Mohamed Tchad, leur Représentant, était responsabilisé pour assurer une meilleure sensibilisation de ces mesures auprès de ses compatriotes et partenaires en vue de leur matérialisation. Un document « A qui de Droit » lui était délivré, le permettant de bien accomplir sa tâche.
RDC, le paradis des Mbororo
Mais, les Mbororo souhaitaient ardemment rester au Congo en raison d’abondant pâturages, de meilleure qualité, qui favorisent la reproduction de leurs bêtes.
Aujourd’hui, la population du Nord-est de la RDC soutient que la meilleure solution est de sécurité la frontière Nord de la RDC devenue poreuse entre le Soudan et la République Centrafricaine, en installant les éléments des FARDC, de la Police nationale et des services de sécurité bien équipés, encadrés et bien payés régulièrement en vue d’éviter qu’ils ne deviennent de nouveau une source des tracasseries pour la population.
Contraindre par la négociation ou par la force, si nécessaire, les éleveurs Mbororo ainsi que les groupes armés qui occupent inopinément ce territoire, de rentrer rapidement dans leurs pays d’origine.
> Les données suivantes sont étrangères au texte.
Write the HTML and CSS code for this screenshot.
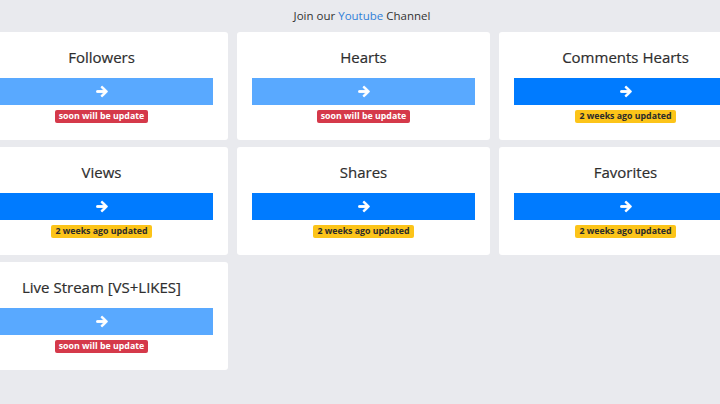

Cette frontière du territoire nationale congolais, inhabitée et d’une longueur de plus de 400 km, la séparant du Soudan et du Tchad, mérite bien une bonne sécurisation.
Ce n’est qu’au début de cette année que le nouveau président de la République, Félix-Antoine Tshisekedi Tshilombo a décidé d’utiliser la force en envoyant les éléments des FARDC sur le terrain. Mais l’ennemi fait fi. Malgré cela, le souhait des Congolais est de voir cette partie de leur pays pacifiée.